Among the very worst characteristics of today’s “grand” tenement houses we must reckon the absence of hallways in the rear houses. There, one bedroom opens onto the next, any possibility for the sick, for those in need of rest, for those who work with their minds, for the nervous, to withdraw, to be by themselves, to find peace, is lacking. []

But we in the far northern and central part of Germany allow the little people to go under in garrets and basements, to degenerate in night-lodger quarters [Schlafgänger-Quartieren], and we live under the usurious dominion of the urban agrarians [Stadtagrarier] in houses without clean air, without sunshine, without comfort, without the thousand aids of modern technology, whose means pertaining to heating, ventilation, lighting, washing, and elevators we install in our insane asylums and infirmaries, but which we do not dare to demand from the greed and selfishness of the land usurer [Bodenwucherer]. And I will not even begin to talk about the aesthetic of living – volumes could be written about the senseless ornamentation of the two or three front rooms, about the shabby neglect of the four or five cramped backrooms, which they dare to rent to us as a dwelling for 2,000 or 3,000 marks a year.

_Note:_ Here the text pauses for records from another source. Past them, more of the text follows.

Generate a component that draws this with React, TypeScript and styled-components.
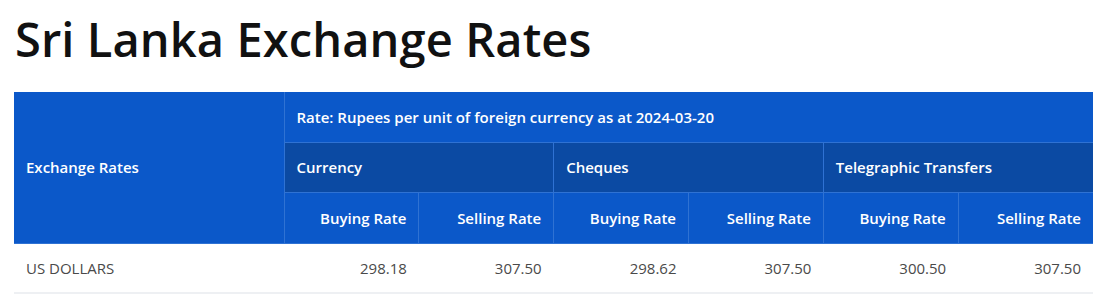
import React from 'react';
import styled, { createGlobalStyle } from 'styled-components';

const GlobalStyle = createGlobalStyle`
  html, body {
    margin: 0;
    padding: 0;
    background: #fff;
  }
  body {
    font-family: "Open Sans", "Noto Sans", sans-serif;
  }
`;

interface Rate {
  name: string;
  currency: [string, string];
  cheques: [string, string];
  transfers: [string, string];
}

const rates: Rate[] = [
  {
    name: 'US DOLLARS',
    currency: ['298.18', '307.50'],
    cheques: ['298.62', '307.50'],
    transfers: ['300.50', '307.50'],
  },
];

const Page = styled.div`
  padding: 0 7px 0 14px;
`;

const Title = styled.h1`
  margin: 0;
  padding: 10px 0 24px 1px;
  font-size: 47px;
  line-height: 58px;
  font-weight: 600;
  color: #111;
  letter-spacing: 0.1px;
`;

const Table = styled.table`
  width: 1079px;
  border-collapse: collapse;
  table-layout: fixed;
  font-size: 15px;
`;

const HeadRow = styled.tr<{ $h: number }>`
  height: ${(p) => p.$h}px;
`;

const HeadCell = styled.th<{ $dark?: boolean; $right?: boolean }>`
  background: ${(p) => (p.$dark ? '#0b4aa3' : '#0b58c9')};
  color: #fff;
  font-weight: 600;
  text-align: ${(p) => (p.$right ? 'right' : 'left')};
  padding: 0 12px;
  border: 1px solid #2f72d3;
  border-top: none;
  &:first-child {
    border-left: none;
  }
  &:last-child {
    border-right: none;
  }
`;

const Cell = styled.td<{ $right?: boolean }>`
  color: #4a4a4a;
  text-align: ${(p) => (p.$right ? 'right' : 'left')};
  padding: 0 12px;
  height: 48px;
  border-bottom: 2px solid #eef0f3;
`;

const App: React.FC = () => {
  return (
    <Page>
      <GlobalStyle />
      <Title>Sri Lanka Exchange Rates</Title>
      <Table>
        <colgroup>
          <col style={{ width: 270 }} />
          <col />
          <col />
          <col />
          <col />
          <col />
          <col />
        </colgroup>
        <thead>
          <HeadRow $h={50}>
            <HeadCell rowSpan={3}>Exchange Rates</HeadCell>
            <HeadCell colSpan={6}>
              Rate: Rupees per unit of foreign currency as at 2024-03-20
            </HeadCell>
          </HeadRow>
          <HeadRow $h={50}>
            <HeadCell $dark colSpan={2}>Currency</HeadCell>
            <HeadCell $dark colSpan={2}>Cheques</HeadCell>
            <HeadCell $dark colSpan={2}>Telegraphic Transfers</HeadCell>
          </HeadRow>
          <HeadRow $h={51}>
            {['Buying Rate', 'Selling Rate', 'Buying Rate', 'Selling Rate', 'Buying Rate', 'Selling Rate'].map(
              (label, i) => (
                <HeadCell key={i} $right>
                  {label}
                </HeadCell>
              )
            )}
          </HeadRow>
        </thead>
        <tbody>
          {rates.map((r) => (
            <tr key={r.name}>
              <Cell>{r.name}</Cell>
              {[...r.currency, ...r.cheques, ...r.transfers].map((v, i) => (
                <Cell key={i} $right>
                  {v}
                </Cell>
              ))}
            </tr>
          ))}
        </tbody>
      </Table>
    </Page>
  );
};

export default App;
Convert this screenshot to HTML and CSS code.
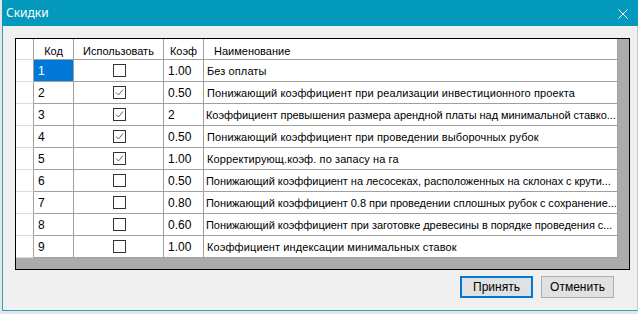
FILE: index.html
```html
<!DOCTYPE html>
<html>
<head>
    <meta charset="utf-8">
    <link rel="stylesheet" href="styles.css">
</head>
<body>
    <div class="desk">
        <div class="dialog">
            <div class="titlebar">
                <span class="title">Скидки</span>
                <svg class="close" width="10" height="10" viewBox="0 0 10 10">
                    <path d="M0.5 0.5 L9.5 9.5 M9.5 0.5 L0.5 9.5" stroke="#fff" stroke-width="1" fill="none"/>
                </svg>
            </div>
            <div class="client">
                <div class="grid">
                    <div class="table">
                        <!-- шапка -->
                        <div class="cell rh"></div>
                        <div class="cell head center">Код</div>
                        <div class="cell head center">Использовать</div>
                        <div class="cell head center">Коэф</div>
                        <div class="cell head name-head">Наименование</div>

                        <div class="cell rh"></div>
                        <div class="cell num selected">1</div>
                        <div class="cell center"><span class="chk"></span></div>
                        <div class="cell num">1.00</div>
                        <div class="cell name">Без оплаты</div>

                        <div class="cell rh"></div>
                        <div class="cell num">2</div>
                        <div class="cell center"><span class="chk on"></span></div>
                        <div class="cell num">0.50</div>
                        <div class="cell name">Понижающий коэффициент при реализации инвестиционного проекта</div>

                        <div class="cell rh"></div>
                        <div class="cell num">3</div>
                        <div class="cell center"><span class="chk on"></span></div>
                        <div class="cell num">2</div>
                        <div class="cell name cut">Коэффициент превышения размера арендной платы над минимальной ставко...</div>

                        <div class="cell rh"></div>
                        <div class="cell num">4</div>
                        <div class="cell center"><span class="chk on"></span></div>
                        <div class="cell num">0.50</div>
                        <div class="cell name">Понижающий коэффициент при проведении выборочных рубок</div>

                        <div class="cell rh"></div>
                        <div class="cell num">5</div>
                        <div class="cell center"><span class="chk on"></span></div>
                        <div class="cell num">1.00</div>
                        <div class="cell name">Корректирующ.коэф. по запасу на га</div>

                        <div class="cell rh"></div>
                        <div class="cell num">6</div>
                        <div class="cell center"><span class="chk"></span></div>
                        <div class="cell num">0.50</div>
                        <div class="cell name cut">Понижающий коэффициент на лесосеках, расположенных на склонах с крути...</div>

                        <div class="cell rh"></div>
                        <div class="cell num">7</div>
                        <div class="cell center"><span class="chk"></span></div>
                        <div class="cell num">0.80</div>
                        <div class="cell name cut">Понижающий коэффициент 0.8 при проведении сплошных рубок с сохранение...</div>

                        <div class="cell rh"></div>
                        <div class="cell num">8</div>
                        <div class="cell center"><span class="chk"></span></div>
                        <div class="cell num">0.60</div>
                        <div class="cell name cut">Понижающий коэффициент при заготовке древесины в порядке проведения с...</div>

                        <div class="cell rh"></div>
                        <div class="cell num">9</div>
                        <div class="cell center"><span class="chk"></span></div>
                        <div class="cell num">1.00</div>
                        <div class="cell name">Коэффициент индексации минимальных ставок</div>
                    </div>
                </div>

                <div class="buttons">
                    <button class="btn btn-default">Принять</button>
                    <button class="btn">Отменить</button>
                </div>
            </div>
        </div>
    </div>
</body>
</html>
```

FILE: styles.css
```css
html,
body {
    margin: 0;
    padding: 0;
}

body {
    width: 638px;
    height: 314px;
    overflow: hidden;
    background-color: #e6e6e6;
    font-family: "Liberation Sans", Arial, sans-serif;
}

.desk {
    padding-left: 2px;
}

.dialog {
    width: 636px;
    height: 311px;
    box-sizing: border-box;
    border-left: 1px solid #2ba4c3;
    border-right: 1px solid #b9cfd5;
    border-bottom: 1px solid #2ba4c3;
    background-color: #f0f0f0;
    display: flex;
    flex-direction: column;
}

.titlebar {
    height: 26px;
    background-color: #0399bc;
    display: flex;
    align-items: center;
    justify-content: space-between;
    margin-left: -1px;
    margin-right: -1px;
}

.title {
    color: #fff;
    font-family: "Noto Sans", sans-serif;
    font-size: 12px;
    padding-left: 4px;
    padding-bottom: 1px;
}

.close {
    margin-right: 10px;
    margin-top: 2px;
}

.client {
    flex: 1;
    padding: 12px 0 0 12px;
}

.grid {
    width: 615px;
    height: 232px;
    box-sizing: border-box;
    border: 1px solid #000;
    background-color: #ababab;
}

.table {
    display: grid;
    grid-template-columns: 18px 40px 90px 40px 414px;
    grid-template-rows: 21px repeat(9, 22px);
    width: 602px;
    background-color: #fff;
}

.cell {
    box-sizing: border-box;
    border-right: 1px solid #a0a0a0;
    border-bottom: 1px solid #a0a0a0;
    display: flex;
    align-items: center;
    white-space: nowrap;
    overflow: hidden;
    font-size: 11px;
    color: #000;
}

.rh {
    border-bottom-color: #dcdcdc;
}

.head {
    padding-top: 3px;
}

.center {
    justify-content: center;
}

.name-head {
    padding-left: 10px;
}

.num {
    font-size: 12px;
    padding-left: 4px;
    padding-top: 1px;
}

.name {
    padding-left: 3px;
    padding-top: 1px;
    letter-spacing: 0.1px;
}

/* обрезанные строки */
.name.cut {
    padding-left: 2px;
    letter-spacing: -0.05px;
}

.selected {
    background-color: #0078d7;
    color: #fff;
}

.chk {
    display: block;
    width: 13px;
    height: 13px;
    box-sizing: border-box;
    border: 1px solid #333;
    background-color: #fff;
    margin-left: 1px;
}

.chk.on {
    background: #fff url("data:image/svg+xml;utf8,<svg xmlns='http://www.w3.org/2000/svg' width='11' height='11' viewBox='0 0 11 11'><path d='M2 5.5 L4.5 8 L9 2.5' fill='none' stroke='%23606060' stroke-width='1'/></svg>") no-repeat center;
}

.buttons {
    display: flex;
    justify-content: flex-end;
    gap: 8px;
    padding-right: 23px;
    margin-top: 6px;
}

.btn {
    width: 73px;
    height: 22px;
    box-sizing: border-box;
    background-color: #e1e1e1;
    border: 1px solid #adadad;
    font-family: "Liberation Sans", Arial, sans-serif;
    font-size: 12px;
    color: #000;
    padding: 0;
}

.btn-default {
    border: 2px solid #0078d7;
}
```
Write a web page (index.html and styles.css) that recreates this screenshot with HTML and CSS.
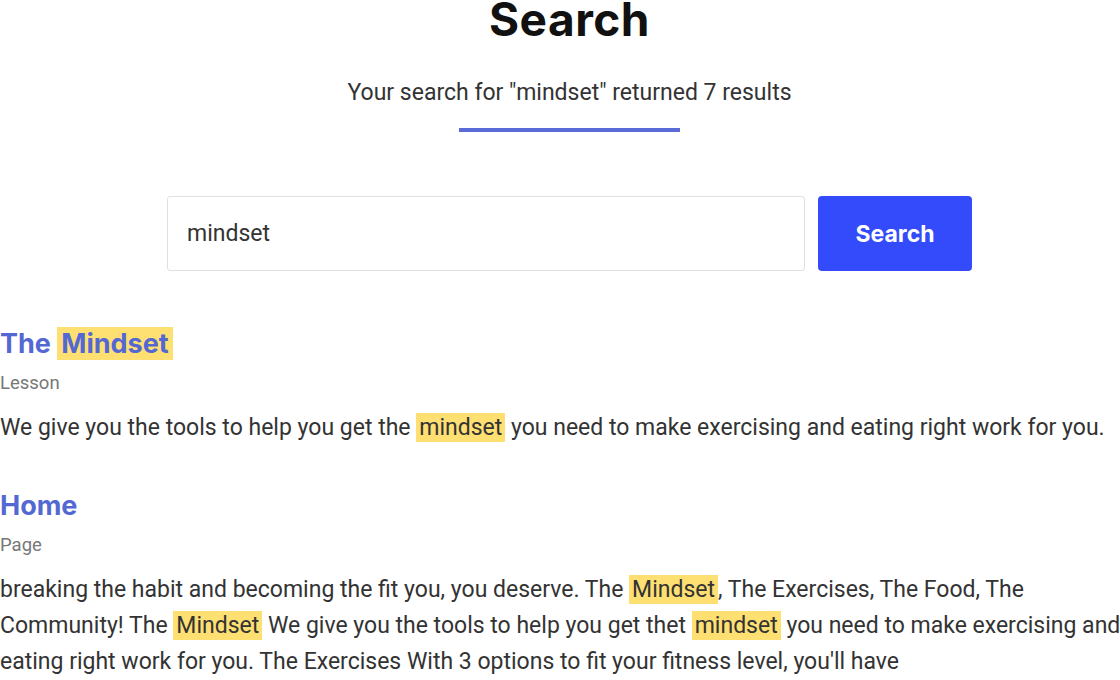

Why do we put up with this misery and this slavery? Is not our discomfort and the terrible housing misery of the workers and artisans the product of the same soil? Are the 930 in a thousand (in Berlin) or the 910 in a thousand (in Breslau) who are tenants among the inhabitants of our flourishing cities merely a herd of sheep who have to quake in fear before the 70 or 90 per thousand inhabitants who own a house?

The lack of small dwellings for families with a modest income, the lack of dwellings that would allow for real living, instead of cramped overcrowding, for the social class that is willing to sacrifice 20 or as much as 25% of a good income to pay for it, is a very paradoxical phenomenon.

Notes

[1] The wise thriftiness that the homeowner learns in the process is then applied to his “grand dwellings” of 1,200-2,000 marks; tolerably spacious rooms 7-8 meters wide are given two dividing walls, and suddenly there are three tube-like rooms as “grand salons;” a bathroom becomes a “bedroom with an adjoining bath closet;” a porch is quickly enclosed and turns into a balcony room; a small part of the hallway is sectioned off by a wooden wall as a “maid’s room,” and what was once the maid’s room is dressed up into a “boudoir” with a little stucco and a screaming gilded stove. Presto! The lordly residence of 7 rooms is finished!
[2] In Munich in 1890, no fewer than 414 single men were discovered who were renting to one or more female boarders.

Source: Hans Kurella, “Wohnung und Häuslichkeit”, Neue Deutsche Rundschau 10 (1899), pp. 816–19; reprinted in Gerhard A. Ritter and Jürgen Kocka, eds., Deutsche Sozialgeschichte 1870–1914. Dokumente und Skizzen. Munich: C.H. Beck, 1982, pp. 56–60.